Daily Reflection

True Service

November 12, 2024 | Tuesday
  • Memorial of Saint Josaphat, Bishop and Martyr
  • Luke 17:7-10

    Titus 2:1-8,11-14

    Psalm 37:3-4, 18 and 23, 27 and 29

    Luke 17:7-10

     

    Jesus said to the Apostles:

    “Who among you would say to your servant

    who has just come in from plowing or tending sheep in the field,

    ‘Come here immediately and take your place at table’?

    Would he not rather say to him,

    ‘Prepare something for me to eat.

    Put on your apron and wait on me while I eat and drink.

    You may eat and drink when I am finished’?

    Is he grateful to that servant because he did what was commanded?

    So should it be with you.

    When you have done all you have been commanded, say,

    ‘We are unprofitable servants;

    we have done what we were obliged to do.’”

     

    Opening Prayer: Lord God, I am your servant.
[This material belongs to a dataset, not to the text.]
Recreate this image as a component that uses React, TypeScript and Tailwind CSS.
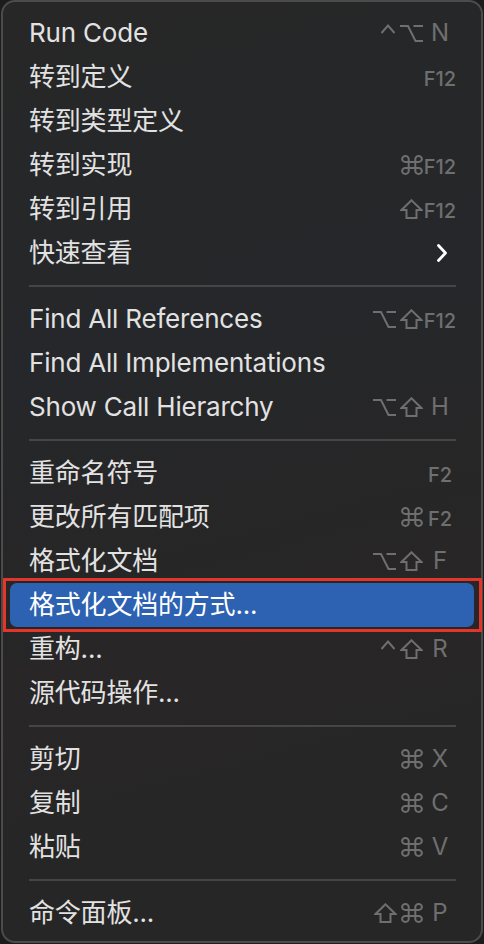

I am in awe of your Son’s humility. He served and gave himself fully without reserve. He is my model. I am your child and will, with the gift of your grace, imitate your Son to the best of my ability.

     

    Encountering the Word of God

     

    1. Masters or Servants? In the Gospel, Jesus invites his Apostles to ponder their role as leaders in the Church: Should they act as masters or as servants? At the beginning of the parable, Jesus invites his Apostles to contemplate how they, if they were masters, would treat their servants. If their servant just came in from plowing their fields or tending their sheep, would they, as a master, expect their servants to sit down and eat a good meal or to continue working and wait on them? Naturally, if they were a master, they would expect continued service from their servants. At the end of the parable, however, Jesus turns the tables and invites his Apostles to identify themselves not with a master but with the servants. Just as a servant should not expect their master to be exuberant and grateful when they have only done what they have been commanded to do, so also the Apostles should be humble in their service to their God and Lord. Jesus is the servant par excellence. He is the Lord who stoops down, casts off his garment, and washes the feet of his servants to cleanse them from their sin.

     

    2. Unprofitable Servants: Just as Jesus is the Lord who serves and waits on his servants (Luke 12:37), Jesus’ Apostles are to imitate their Lord and master and serve the servants of God. In the parable, “Jesus is teaching his apostles what true service means. This lesson particularly applies to the missionary tasks that the apostles as servants (2 Corinthians 4:5) will carry out: plowing to spread God’s kingdom (Luke 9:62; 1 Corinthians 9:10), tending sheep as pastors (Acts 20:28; 1 Corinthians 9:19), and giving them to eat and drink in the Eucharist (1 Corinthians 11:25-26). Such is the stewardship that Jesus entrusts to the apostles (see Luke 12:42; 16:10; 1 Corinthians 9:17)” (Gadenz, The Gospel of Luke, 292).

     

    3. The Foundation of our Moral Life: In his Letter to Titus, Paul gives all sorts of exhortations to virtuous and moral living. He exhorts Titus, as a pastor of the Church, to be a teacher of moral conduct in accord with sound doctrine. Mature men in the community need to be respectable and sound in their faith. “Elder women should likewise be respectable in life and conversation and train the younger women, lest God’s word be blasphemed because of Christians’ behavior” (Prothro, The Apostle Paul and His Letters, 251). Young men need to be prudent. Paul asks that all the members of the Church – young and old, male and female – imitate “Christ, who was crucified by the imperial engine of violence.” This imitation, then, “is not one of open rebellion but one of subversive suffering and enduring patience in evangelization by word and deed” (Prothro, The Apostle Paul and His Letters, 254). 

     

    Conversing with Christ: Lord Jesus, empower me with your grace and virtues to do good works and to be a good example for my family and community. Sustain me as I strive for holiness and perfection in the Christian life.

     

    Living the Word of God: What virtues do I easily practice? Do I know what has come naturally to me because of my personality type, what I have acquired through hard work, and what I have been given gratuitously by God? What are my current virtues (strengths) and vices (weaknesses)? If I could grow in one virtue during the upcoming month, what would it be?